For an investor that wants to have transactions executed automatically and on repeat, mutual funds are preferable as automatic payments and withdrawals can be set up as per the investor’s preferences while ETFs, on the other hand, do not afford such opportunity.

In order to have better control over the prices of trades being executed, ETFs afford investors with custom order types based on preferences and market order prices. Mutual funds, on the other hand, provide investors with the same price as everyone else at the time of purchase.

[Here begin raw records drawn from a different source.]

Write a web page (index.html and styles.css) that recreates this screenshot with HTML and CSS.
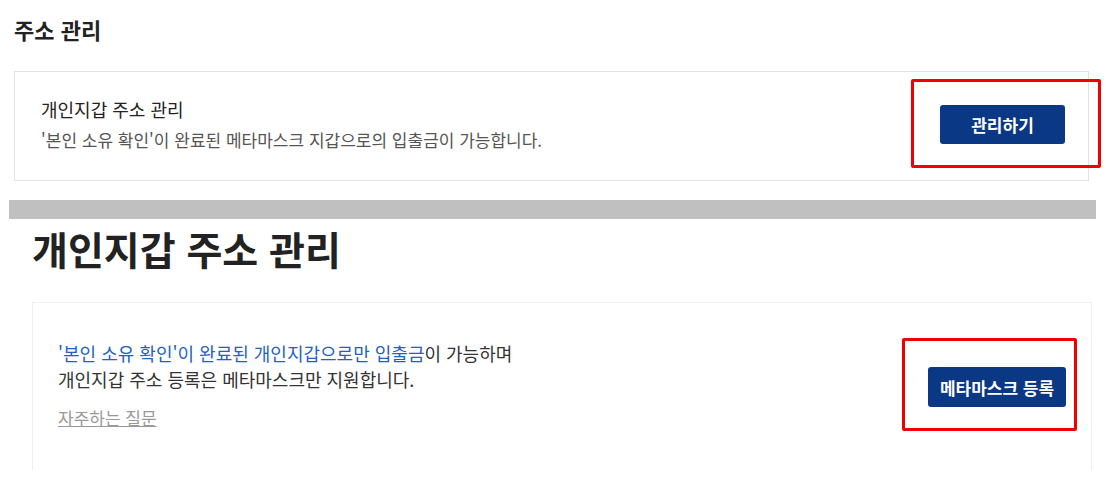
FILE: index.html
```html
<!DOCTYPE html>
<html lang="ko">
<head>
<meta charset="utf-8">
<title>주소 관리</title>
<link rel="stylesheet" href="styles.css">
</head>
<body>
<section class="top">
  <h2 class="top-title">주소 관리</h2>
  <div class="card card-small">
    <div class="card-text">
      <p class="card-title">개인지갑 주소 관리</p>
      <p class="card-desc">'본인 소유 확인'이 완료된 메타마스크 지갑으로의 입출금이 가능합니다.</p>
    </div>
    <button class="btn btn-manage" type="button">관리하기</button>
  </div>
</section>
<div class="divider"></div>
<section class="detail">
  <h1 class="detail-title">개인지갑 주소 관리</h1>
  <div class="card card-large">
    <div class="card-text">
      <p class="detail-desc"><span class="hl">'본인 소유 확인'이 완료된 개인지갑으로만 입출금</span>이 가능하며<br>개인지갑 주소 등록은 메타마스크만 지원합니다.</p>
      <a class="faq" href="#">자주하는 질문</a>
    </div>
    <button class="btn btn-register" type="button">메타마스크 등록</button>
  </div>
</section>
</body>
</html>
```
FILE: styles.css
```css
* { box-sizing: border-box; }
html, body { margin: 0; padding: 0; background: #fff; }
body {
  font-family: "Noto Sans CJK KR", "Noto Sans", sans-serif;
  color: #222;
  width: 1106px;
}
p { margin: 0; }

.top { padding: 14px 0 0 14px; }
.top-title {
  margin: 0;
  font-size: 22px;
  line-height: 30px;
  font-weight: 700;
  color: #222;
}
.card {
  display: flex;
  align-items: center;
  justify-content: space-between;
}
.card-small {
  margin-top: 27px;
  width: 1075px;
  height: 110px;
  border: 1px solid #e2e2e2;
  padding: 0 23px 4px 26px;
}
.card-title {
  font-size: 18px;
  line-height: 26px;
  color: #222;
}
.card-desc {
  margin-top: 6px;
  font-size: 17px;
  line-height: 24px;
  color: #555;
}
.btn {
  position: relative;
  border: 0;
  border-radius: 3px;
  background: #0b3884;
  color: #fff;
  font-family: inherit;
  font-weight: 700;
  font-size: 17px;
  height: 40px;
  padding: 0;
  cursor: pointer;
}
.btn::after {
  content: "";
  position: absolute;
  border: 3px solid #f00000;
  border-radius: 2px;
  pointer-events: none;
}
.btn-manage { width: 125px; height: 39px; }
.btn-manage::after { top: -26px; bottom: -24px; left: -29px; right: -36px; }
.btn-register { width: 138px; margin-top: 5px; }
.btn-register::after { top: -29px; bottom: -24px; left: -26px; right: -11px; }

.divider {
  margin: 19px 0 0 9px;
  width: 1087px;
  height: 19px;
  background: #c0c0c0;
}
.detail { padding-left: 32px; }
.detail-title {
  margin: 5px 0 0;
  font-size: 39px;
  line-height: 48px;
  font-weight: 700;
  color: #222;
}
.card-large {
  margin-top: 30px;
  width: 1060px;
  height: 168px;
  border: 1px solid #efefef;
  border-bottom: 0;
  padding: 35px 25px 39px 25px;
  align-items: center;
}
.detail-desc {
  font-size: 18px;
  line-height: 26px;
  color: #333;
}
.hl { color: #1f62c4; }
.faq {
  display: inline-block;
  margin-top: 14px;
  font-size: 17px;
  line-height: 24px;
  color: #999;
  text-decoration: underline;
}
```
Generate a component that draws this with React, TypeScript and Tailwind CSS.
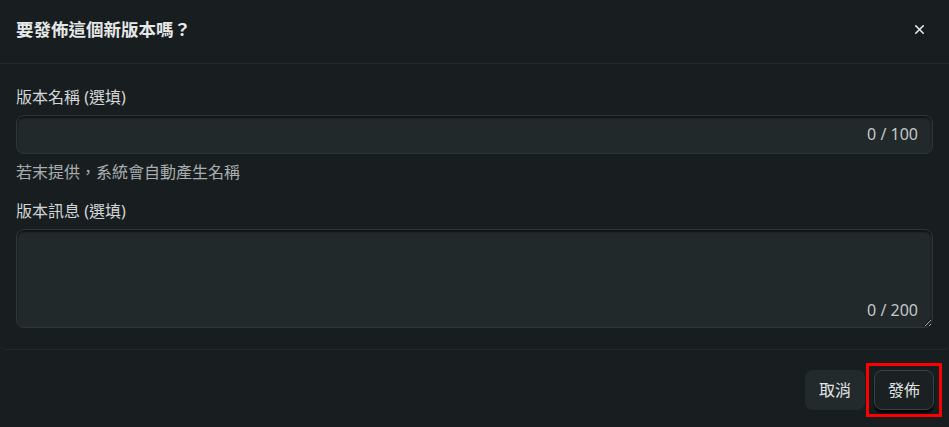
import React from 'react';
import { X } from 'lucide-react';

export default function App() {
  const font = { fontFamily: '"Noto Sans", "Noto Sans CJK TC", sans-serif' };

  return (
    <div className="w-[949px] h-[427px] bg-[#181e20] flex flex-col text-[#d6d8d8]" style={font}>
      {/* header */}
      <div className="h-[64px] flex items-center justify-between pl-4 pr-[22px] border-b border-[#1f2b2c]">
        <h2 className="text-[17.5px] font-bold text-[#e6e8e8] -mt-1">要發佈這個新版本嗎？</h2>
        <button className="text-[#e6e8e8] -mt-1">
          <X className="w-[15px] h-[15px]" strokeWidth={2.6} />
        </button>
      </div>

      {/* body */}
      <div className="h-[286px] flex flex-col px-4 pt-[22px] border-b border-[#1f2b2c] rounded-b-md">
        <label className="text-[16px] leading-[22px] text-[#d4d6d6]">版本名稱 (選填)</label>
        <div className="relative mt-[7px]">
          <input
            className="w-full h-[39px] rounded-lg bg-[#22292b] border border-[#2e3638] shadow-[inset_0_2px_2px_rgba(0,0,0,0.55)] outline-none px-4"
          />
          <span className="absolute right-[15px] top-[9px] text-[16px] leading-[20px] text-[#c4c8c8]">0 / 100</span>
        </div>
        <p className="text-[16px] leading-[20px] text-[#a9adad] mt-[8px]">若末提供，系統會自動產生名稱</p>
        <label className="text-[16px] leading-[22px] text-[#d4d6d6] mt-[18px]">版本訊息 (選填)</label>
        <div className="relative mt-[7px]">
          <textarea
            className="block w-full h-[99px] rounded-lg bg-[#22292b] border border-[#2e3638] shadow-[inset_0_2px_2px_rgba(0,0,0,0.55)] outline-none px-4 py-2 [color-scheme:dark]"
          />
          <span className="absolute right-[15px] bottom-[8px] text-[16px] leading-[20px] text-[#c4c8c8]">0 / 200</span>
        </div>
      </div>

      {/* footer */}
      <div className="flex-1 flex items-start justify-end pr-[7px] pt-[13px] gap-[1px]">
        <button className="mt-[7px] w-[60px] h-[40px] rounded-lg bg-[#222a2c] text-[16px] text-[#e2e4e4]">取消</button>
        <div className="border-[3px] border-[#ff0000] px-[5px] py-[4px]">
          <button className="w-[60px] h-[40px] rounded-lg bg-[#1b2123] border border-[#3a4244] shadow-[0_3px_2px_rgba(0,0,0,0.8)] text-[16px] text-[#e2e4e4]">
            發佈
          </button>
        </div>
      </div>
    </div>
  );
}
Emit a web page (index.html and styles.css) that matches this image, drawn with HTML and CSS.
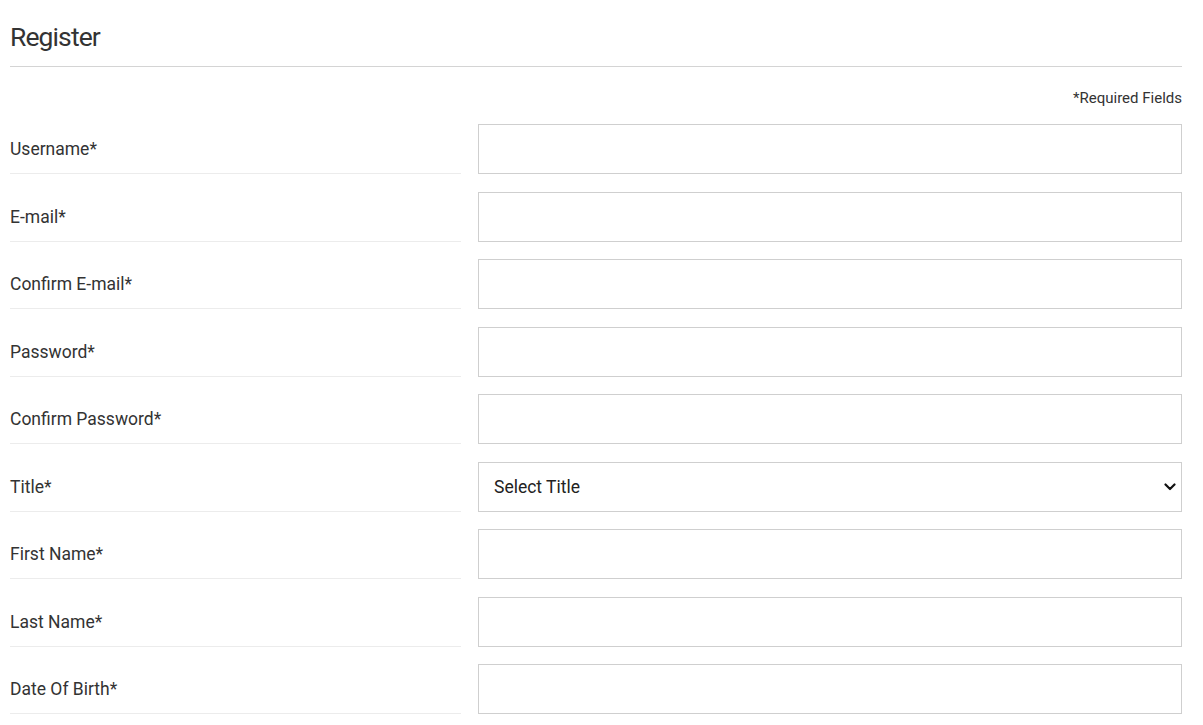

Mutual funds and ETFs offer various perks and should fit into any trading style chosen by any investor. Considering both of them should therefore not be a bad idea especially when starting out. However, it is important to note that the fees and expenses associated with mutual funds investment can be rather expensive therefore considering the expense ratio of both investment options is very important before committing capital into either of them.

Secondly, both offer specific advantages the other might not and this is dependent on the preference of the trader. For instance, traders who love to study historical data in order to monitor an asset movement would be inclined to trade ETFs over mutual funds even though historical data/price movements are no guarantee of futuristic prices.

Finally, since both options offer diversified investment options, ETFs are majorly used for sector funds while mutual funds are best for total industry funds. In summary, the investment option should be chosen based on the preference.